Wahrlich, wahrlich, ich bin keiner von denen, die von sich behaupten, immer alles im Voraus gewusst zu haben, und noch weniger gehöre ich zu denen, die glauben, von Politik wirklich etwas zu verstehen. Nur:
Erstens:
Gleich nach dem Fall der Mauer habe ich in einem Brief an meine damals noch lebenden Eltern vor dem Aufleben der Nazis in den „neuen Bundesländern“ gewarnt. Begründung: Die DDR hat sich immer als antifaschistisch empfunden und deshalb sah sie keinerlei Veranlassung die Naziverbrechen aufzuarbeiten, die Nazivergangenheit zu bewältigen. Der Erfolg war, dass die Jugendlichen vom Opa erzählt bekamen, wie schön es doch unter Adolf war, als man noch auf Russen schießen durfte. Das wäre im Westen auch so passiert, hätten uns die Auschwitz-Prozesse nicht wachgerüttelt.
Zweitens:
Als nach dem Fall der Mauer die Sowjetunion moralisch, militärisch und ökonomisch am Boden lag, war es einfach, die NATO und die EU nach Osten zu erweitern. Es war auch einfach zu unterstützen, dass viele der ehemaligen Teilrepubliken selbständig wurden. Das war eine öffentliche Demütigung des machtverliebten Apparats in Moskau. Dass Obama auch noch nachtrat, indem er das verbleibende Russland zur Regionalmacht erklärte, machte die Sache nicht besser. Dass „Moskau“ auf Rache sinnen würde, dass man dort den „status quo ante“ würde wiederherstellen wollen, war jedem klar, der schon einmal bei einer Rauferei von einem Stärkeren in den Schwitzkasten genommen worden war.
Drittens:
Viele Soldaten und Offiziere der Bundeswehr glaubten, mit dem Fall der Mauer sei ihre Aufgabe erfüllt, nahmen den Abschied und versuchten ihr Glück in der Privatwirtschaft. Wenn Strukturen zerfallen, wenn sich Militärbündnisse auflösen, entsteht ein Machtvakuum. Niemand weiß, wer davon der Nutznießer sein wird. Statt aufzupassen, genoss man die wohlige Wärme eines nur scheinbar erreichten Friedens (peace in our time, Chamberlain dixit). Man glaubte, es sich erlauben zu können, die Bundeswehr runterlottern zu lassen. Ich verstehe vom Militärischen nur wenig, allerdings habe ich mich immer gewundert, weshalb man über die nicht einsatzfähigen Hubschrauber lachte, statt all das als Alarmsignal zu verstehen.
Fazit:
Wenn ich Depp das so gesehen habe, dann ist davon auszugehen, dass die vielen, vielen Menschen, die gescheiter sind als ich das auch so gesehen haben.

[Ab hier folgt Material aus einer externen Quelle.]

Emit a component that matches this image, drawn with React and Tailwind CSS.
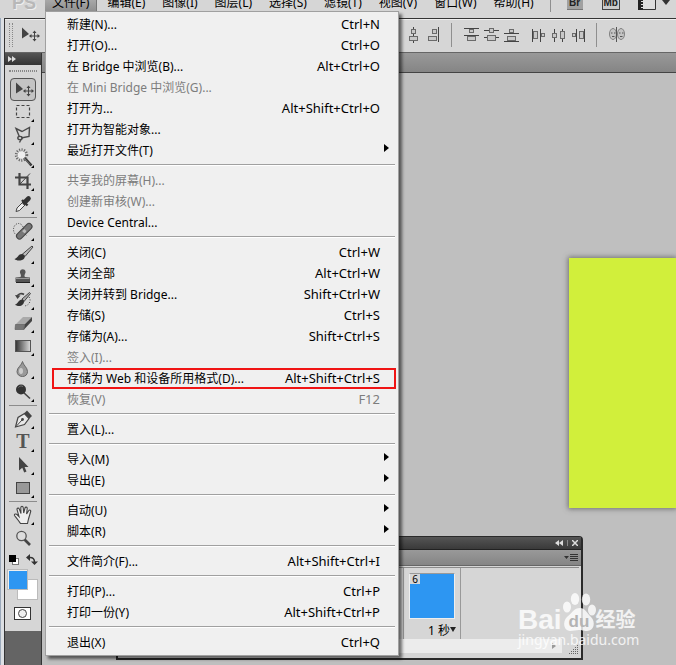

Warum ist es an verantwortlicher Stelle so schwer, Einsicht zum Handeln werden zu lassen? Ich verstehe, meine oben angeführten persönlichen Einsichten auszusprechen, war lange Zeit politisch nicht opportun. Aber wir hätten uns die AfD erspart, wir hätten Russland aus der Schmollecke holen können und wir wären nicht wieder einmal nur „bedingt abwehrbereit“.